La giudice ha motivato il no al legittimo impedimento dicendo che il bambino avrebbe potuto essere accompagnato in ospedale dal padre e ha proceduto con l'udienza ascoltando un testimone. 

La questione del legittimo impedimento per gli avvocati è annosa e – in casi come questo – si scontra con il buon senso della magistratura (che, in quanto dipendente, ha riconosciuta invece ogni garanzia in un caso come quello di specie). 

La replica della magistratura però è arrivata: secondo la ricostruzione fornita dal presidente dell’Anm, Giuseppe Santalucia, l’avvocata avrebbe mandato in udienza una sua sostituta con cognizione del procedimento.

La mediazione

Il ministero della Giustizia ha revocato la circolare del 6 aprile sui nuovi requisiti per gli organismi di mediazione e gli enti di formazione, sostituendola con le indicazioni di cui alla circolare pubblicata il 14 aprile 2023.
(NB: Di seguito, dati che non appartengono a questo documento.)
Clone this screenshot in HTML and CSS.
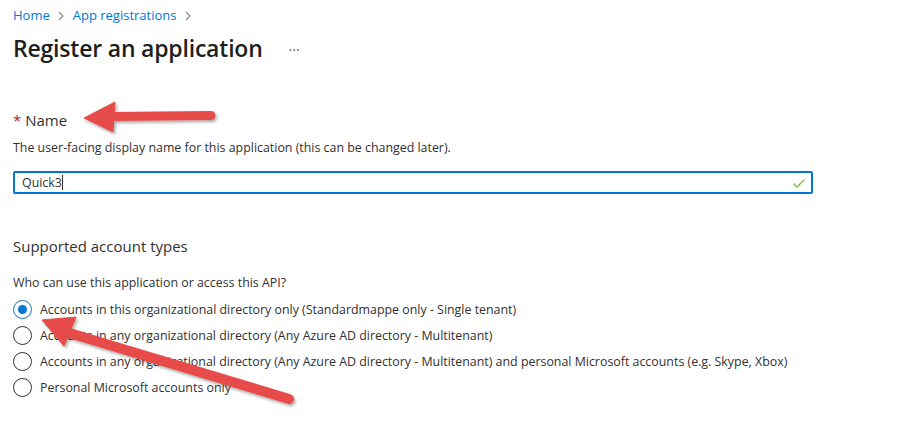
FILE: index.html
```html
<!DOCTYPE html>
<html lang="en">
<head>
<meta charset="utf-8">
<title>Register an application</title>
<link rel="stylesheet" href="styles.css">
</head>
<body>
<div class="page">
  <nav class="breadcrumb">
    <a class="crumb">Home</a>
    <span class="sep"><svg width="8" height="10" viewBox="0 0 8 10"><path d="M2 1l4 4-4 4" fill="none" stroke="#8a8886" stroke-width="1.1"/></svg></span>
    <a class="crumb">App registrations</a>
    <span class="sep"><svg width="8" height="10" viewBox="0 0 8 10"><path d="M2 1l4 4-4 4" fill="none" stroke="#8a8886" stroke-width="1.1"/></svg></span>
  </nav>
  <header class="title-row">
    <h1 class="title">Register an application</h1>
    <span class="more">···</span>
  </header>

  <section class="field">
    <div class="label"><span class="req">*</span> Name</div>
    <p class="desc">The user-facing display name for this application (this can be changed later).</p>
    <div class="input">
      <span class="value">Quick3</span><span class="caret"></span>
      <svg class="check" width="14" height="12" viewBox="0 0 14 12"><path d="M1.5 6.5l3.5 3.5 7.5-7.5" fill="none" stroke="#7fba4a" stroke-width="1.4"/></svg>
    </div>
  </section>

  <section class="accounts">
    <h2 class="subhead">Supported account types</h2>
    <p class="desc q">Who can use this application or access this API?</p>
    <ul class="radios">
      <li class="radio checked"><span class="dot"></span>Accounts in this organizational directory only (Standardmappe only - Single tenant)</li>
      <li class="radio"><span class="dot"></span>Accounts in any organizational directory (Any Azure AD directory - Multitenant)</li>
      <li class="radio"><span class="dot"></span>Accounts in any organizational directory (Any Azure AD directory - Multitenant) and personal Microsoft accounts (e.g. Skype, Xbox)</li>
      <li class="radio"><span class="dot"></span>Personal Microsoft accounts only</li>
    </ul>
  </section>
</div>

<svg class="arrows" width="902" height="422" viewBox="0 0 902 422">
  <defs>
    <filter id="sh" x="-20%" y="-50%" width="140%" height="200%">
      <feDropShadow dx="1.5" dy="2" stdDeviation="1.5" flood-color="#000" flood-opacity="0.35"/>
    </filter>
  </defs>
  <g filter="url(#sh)" fill="#e64c48" stroke="#e64c48">
    <line x1="110" y1="116.5" x2="211" y2="115.5" stroke-width="9" stroke-linecap="round"/>
    <polygon points="84,118 115,102 113,132" stroke-width="1" stroke-linejoin="round"/>
    <line x1="66" y1="332" x2="289" y2="399" stroke-width="10" stroke-linecap="round"/>
    <polygon points="42,320 76,317 64,346" stroke-width="1" stroke-linejoin="round"/>
  </g>
</svg>
</body>
</html>
```
FILE: styles.css
```css
* { box-sizing: border-box; }
html, body { margin: 0; padding: 0; background: #fff; }
body {
  font-family: "Open Sans", "Noto Sans", "Liberation Sans", sans-serif;
  color: #323130;
  width: 902px;
  height: 422px;
  overflow: hidden;
  position: relative;
}
.page { padding: 0 13px; }

.breadcrumb {
  display: flex;
  align-items: center;
  height: 29px;
  padding-top: 1px;
  font-size: 13px;
}
.crumb { color: #0078d4; text-decoration: none; }
.sep { display: inline-flex; width: 23px; justify-content: center; padding-top: 2px; }

.title-row {
  display: flex;
  align-items: center;
  height: 38px;
}
.title {
  margin: 0;
  font-size: 23px;
  font-weight: 600;
  color: #201f1e;
  letter-spacing: -0.2px;
}
.more {
  margin-left: 26px;
  font-size: 14px;
  color: #605e5c;
  padding-top: 2px;
}

.field { margin-top: 42px; }
.label {
  font-size: 15px;
  height: 22px;
  line-height: 22px;
  color: #323130;
}
.req { color: #a4262c; }
.desc {
  margin: 0;
  font-size: 12.4px;
  line-height: 18px;
  color: #323130;
}
.field .desc { margin-top: 8px; }

.input {
  margin-top: 14px;
  width: 800px;
  height: 23px;
  border: 2px solid #0078d4;
  border-radius: 2px;
  display: flex;
  align-items: center;
  padding-left: 7px;
  font-size: 12.4px;
}
.value { color: #323130; }
.caret { width: 1px; height: 15px; background: #323130; }
.check { margin-left: auto; margin-right: 5px; }

.accounts { margin-top: 41px; }
.subhead {
  margin: 0;
  font-size: 15px;
  font-weight: 400;
  line-height: 22px;
  color: #323130;
}
.q { margin-top: 17px; }

.radios {
  list-style: none;
  margin: 4px 0 0;
  padding: 0;
}
.radio {
  display: flex;
  align-items: center;
  height: 26px;
  font-size: 12.4px;
  color: #323130;
}
.dot {
  width: 19px;
  height: 19px;
  border: 1px solid #323130;
  border-radius: 50%;
  margin-right: 8px;
  flex: none;
  display: flex;
  align-items: center;
  justify-content: center;
}
.radio.checked .dot { border-color: #0078d4; }
.radio.checked .dot::after {
  content: "";
  width: 9px;
  height: 9px;
  border-radius: 50%;
  background: #0078d4;
}

.arrows { position: absolute; left: 0; top: 0; pointer-events: none; }
```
Nella circolare del 14 aprile, si specifica che tutti gli organismi di mediazione che intendano mantenere l'iscrizione nel registro devono presentare apposita istanza entro il 30 aprile 2023.

Di conseguenza gli enti che non presentano l’istanza verranno sospesi. Il ministero ha inoltre comunicato che verrà presto resa disponibile sulla piattaforma dedicata il modulo per la presentazione dell'istanza di permanenza nel registro, precisando che il mantenimento dell'iscrizione dovrà intendersi con riserva di effettuare una successiva valutazione all'esito dell'entrata in vigore della norma regolamentare.

L’unione triveneta degli avvocati

L'avvocato veneziano Andrea Pasqualin, già componente del Cnf, è stato eletto alla presidenza dell'Unione Triveneta degli avvocati, l'associazione che rappresenta i 17 mila legali del Nordest italiano dei fori di Trentino Alto Adige, Friuli Venezia Giulia e Veneto. «La presenza di un ministro veneto alla Giustizia, che conosce bene la realtà del nordest agevolerà la possibilità di prospettare le esigenze del nostro territorio», ha detto Pasqualin, che ha parlato di «promuovere azioni volte a migliorare e tutelare la condizione lavorativa dei giovani avvocati».

I consigli di presidenza delle magistrature speciali

Slitta ancora la nomina dei componenti laici dei consigli di presidenza della giustizia amministrativa, contabile e tributaria. Ora la nuova data fissata è il 27 aprile, ma lo slittamento ulteriore è molto probabile perchè quel giorno si discuterà in aula di Pnrr. Gli attuali consigli amministrativo e della Corte dei conti sono in prorogatio da luglio.